-- START OF Information shown --

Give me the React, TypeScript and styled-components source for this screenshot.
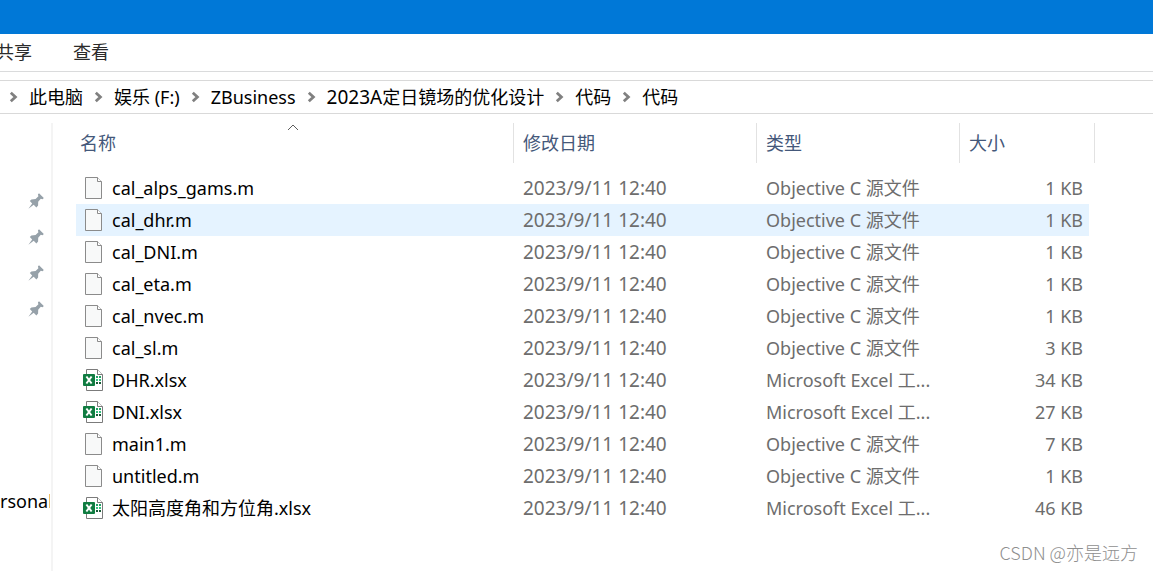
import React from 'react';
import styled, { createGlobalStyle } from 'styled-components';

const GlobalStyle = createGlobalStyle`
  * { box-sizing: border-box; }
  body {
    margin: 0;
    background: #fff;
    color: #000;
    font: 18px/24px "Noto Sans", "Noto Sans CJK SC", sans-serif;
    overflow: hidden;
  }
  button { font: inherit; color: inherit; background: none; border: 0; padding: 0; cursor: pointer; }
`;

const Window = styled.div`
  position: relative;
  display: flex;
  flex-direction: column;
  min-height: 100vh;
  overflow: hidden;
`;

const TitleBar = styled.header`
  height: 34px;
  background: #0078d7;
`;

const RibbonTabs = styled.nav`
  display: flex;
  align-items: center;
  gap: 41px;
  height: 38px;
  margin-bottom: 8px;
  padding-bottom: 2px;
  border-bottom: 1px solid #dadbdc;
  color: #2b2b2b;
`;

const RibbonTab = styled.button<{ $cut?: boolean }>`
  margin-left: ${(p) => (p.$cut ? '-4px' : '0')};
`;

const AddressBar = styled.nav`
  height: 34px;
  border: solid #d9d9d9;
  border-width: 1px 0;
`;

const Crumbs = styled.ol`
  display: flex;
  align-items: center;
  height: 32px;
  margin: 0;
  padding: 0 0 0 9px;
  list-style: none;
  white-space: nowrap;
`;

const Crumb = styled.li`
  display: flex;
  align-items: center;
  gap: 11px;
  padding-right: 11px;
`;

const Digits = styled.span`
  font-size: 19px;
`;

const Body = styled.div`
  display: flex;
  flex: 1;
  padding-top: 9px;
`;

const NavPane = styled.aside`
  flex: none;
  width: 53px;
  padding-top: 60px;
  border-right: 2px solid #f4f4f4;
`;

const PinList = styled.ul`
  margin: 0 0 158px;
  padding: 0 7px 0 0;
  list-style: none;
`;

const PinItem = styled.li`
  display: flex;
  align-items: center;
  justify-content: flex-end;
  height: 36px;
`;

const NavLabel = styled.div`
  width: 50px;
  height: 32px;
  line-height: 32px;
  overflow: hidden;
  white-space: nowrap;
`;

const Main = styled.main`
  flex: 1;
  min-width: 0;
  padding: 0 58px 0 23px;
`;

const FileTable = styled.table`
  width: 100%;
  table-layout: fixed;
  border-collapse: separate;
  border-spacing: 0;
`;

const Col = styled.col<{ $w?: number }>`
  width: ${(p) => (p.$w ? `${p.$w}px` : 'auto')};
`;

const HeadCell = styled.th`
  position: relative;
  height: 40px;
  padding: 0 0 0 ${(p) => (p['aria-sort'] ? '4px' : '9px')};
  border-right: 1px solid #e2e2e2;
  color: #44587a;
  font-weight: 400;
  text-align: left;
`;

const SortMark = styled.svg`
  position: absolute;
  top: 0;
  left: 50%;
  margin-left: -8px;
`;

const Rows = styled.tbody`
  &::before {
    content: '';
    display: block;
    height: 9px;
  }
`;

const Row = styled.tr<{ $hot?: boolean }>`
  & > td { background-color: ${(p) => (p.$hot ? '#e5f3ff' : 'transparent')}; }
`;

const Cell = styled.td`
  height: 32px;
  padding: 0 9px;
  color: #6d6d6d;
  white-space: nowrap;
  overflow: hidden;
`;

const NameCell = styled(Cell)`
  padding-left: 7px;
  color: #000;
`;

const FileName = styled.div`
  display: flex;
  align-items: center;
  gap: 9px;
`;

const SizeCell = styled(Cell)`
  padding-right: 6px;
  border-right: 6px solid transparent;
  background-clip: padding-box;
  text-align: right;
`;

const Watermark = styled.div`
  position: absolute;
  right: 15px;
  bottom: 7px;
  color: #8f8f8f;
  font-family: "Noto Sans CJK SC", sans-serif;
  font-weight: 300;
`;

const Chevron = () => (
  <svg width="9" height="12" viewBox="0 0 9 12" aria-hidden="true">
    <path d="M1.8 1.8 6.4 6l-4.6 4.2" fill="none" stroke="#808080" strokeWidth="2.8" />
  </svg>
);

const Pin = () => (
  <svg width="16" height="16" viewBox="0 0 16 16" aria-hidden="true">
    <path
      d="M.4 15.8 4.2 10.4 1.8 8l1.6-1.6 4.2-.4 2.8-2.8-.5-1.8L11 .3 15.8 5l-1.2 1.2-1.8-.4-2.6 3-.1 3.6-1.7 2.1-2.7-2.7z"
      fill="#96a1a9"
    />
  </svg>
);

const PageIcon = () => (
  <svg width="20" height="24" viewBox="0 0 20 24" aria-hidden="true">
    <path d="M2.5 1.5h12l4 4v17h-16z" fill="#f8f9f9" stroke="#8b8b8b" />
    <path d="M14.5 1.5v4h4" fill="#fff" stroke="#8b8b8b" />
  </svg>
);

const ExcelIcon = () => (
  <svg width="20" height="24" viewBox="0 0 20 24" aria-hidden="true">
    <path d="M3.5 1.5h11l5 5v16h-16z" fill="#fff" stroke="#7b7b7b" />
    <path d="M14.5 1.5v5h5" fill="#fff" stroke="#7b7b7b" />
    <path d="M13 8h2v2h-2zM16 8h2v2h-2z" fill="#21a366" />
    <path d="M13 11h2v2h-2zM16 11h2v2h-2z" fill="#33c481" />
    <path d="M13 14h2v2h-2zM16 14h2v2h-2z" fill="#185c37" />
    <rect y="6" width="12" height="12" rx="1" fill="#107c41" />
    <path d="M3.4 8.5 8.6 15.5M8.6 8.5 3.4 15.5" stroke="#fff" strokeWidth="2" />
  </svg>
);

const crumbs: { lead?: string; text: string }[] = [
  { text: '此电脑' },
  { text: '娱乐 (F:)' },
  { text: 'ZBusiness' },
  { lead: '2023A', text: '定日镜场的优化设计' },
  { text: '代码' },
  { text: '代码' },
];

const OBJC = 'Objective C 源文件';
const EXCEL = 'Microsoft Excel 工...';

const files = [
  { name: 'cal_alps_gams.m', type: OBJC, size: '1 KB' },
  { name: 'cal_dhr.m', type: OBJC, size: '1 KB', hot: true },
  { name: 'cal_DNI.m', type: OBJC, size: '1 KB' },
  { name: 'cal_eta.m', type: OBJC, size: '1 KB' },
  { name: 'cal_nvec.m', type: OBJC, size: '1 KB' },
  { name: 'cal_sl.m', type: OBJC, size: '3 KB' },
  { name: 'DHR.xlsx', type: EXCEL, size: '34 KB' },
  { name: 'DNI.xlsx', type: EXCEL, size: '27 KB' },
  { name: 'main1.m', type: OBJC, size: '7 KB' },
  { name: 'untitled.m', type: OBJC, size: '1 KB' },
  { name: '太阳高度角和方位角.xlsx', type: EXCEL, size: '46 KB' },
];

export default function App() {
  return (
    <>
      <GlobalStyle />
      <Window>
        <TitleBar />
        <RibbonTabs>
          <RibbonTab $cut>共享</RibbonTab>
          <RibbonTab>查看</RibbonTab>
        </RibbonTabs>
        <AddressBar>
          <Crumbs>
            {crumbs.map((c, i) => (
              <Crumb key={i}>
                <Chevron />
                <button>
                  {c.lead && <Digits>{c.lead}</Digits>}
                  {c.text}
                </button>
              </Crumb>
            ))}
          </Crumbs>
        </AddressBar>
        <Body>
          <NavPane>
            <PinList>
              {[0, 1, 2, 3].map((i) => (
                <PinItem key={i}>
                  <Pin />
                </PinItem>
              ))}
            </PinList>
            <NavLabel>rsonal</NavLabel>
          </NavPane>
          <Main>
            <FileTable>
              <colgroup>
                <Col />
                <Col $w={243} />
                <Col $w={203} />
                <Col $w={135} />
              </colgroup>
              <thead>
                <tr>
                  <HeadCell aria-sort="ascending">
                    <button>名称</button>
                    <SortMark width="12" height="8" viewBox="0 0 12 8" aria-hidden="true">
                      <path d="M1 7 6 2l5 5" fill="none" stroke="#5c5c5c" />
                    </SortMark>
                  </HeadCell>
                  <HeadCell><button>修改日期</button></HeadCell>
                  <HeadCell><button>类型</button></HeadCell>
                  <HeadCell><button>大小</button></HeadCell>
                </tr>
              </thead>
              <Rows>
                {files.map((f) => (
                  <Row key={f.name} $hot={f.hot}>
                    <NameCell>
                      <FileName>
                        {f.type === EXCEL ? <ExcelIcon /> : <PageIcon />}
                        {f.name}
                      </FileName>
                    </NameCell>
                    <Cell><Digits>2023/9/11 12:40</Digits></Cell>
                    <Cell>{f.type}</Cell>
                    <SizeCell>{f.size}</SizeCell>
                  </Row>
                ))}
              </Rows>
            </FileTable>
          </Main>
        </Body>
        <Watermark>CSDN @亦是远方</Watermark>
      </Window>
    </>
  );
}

-- END OF Information shown --

## [Objective]
Count the lines of the material that include the word "components", then state only the total.

## [Answer to the task]
2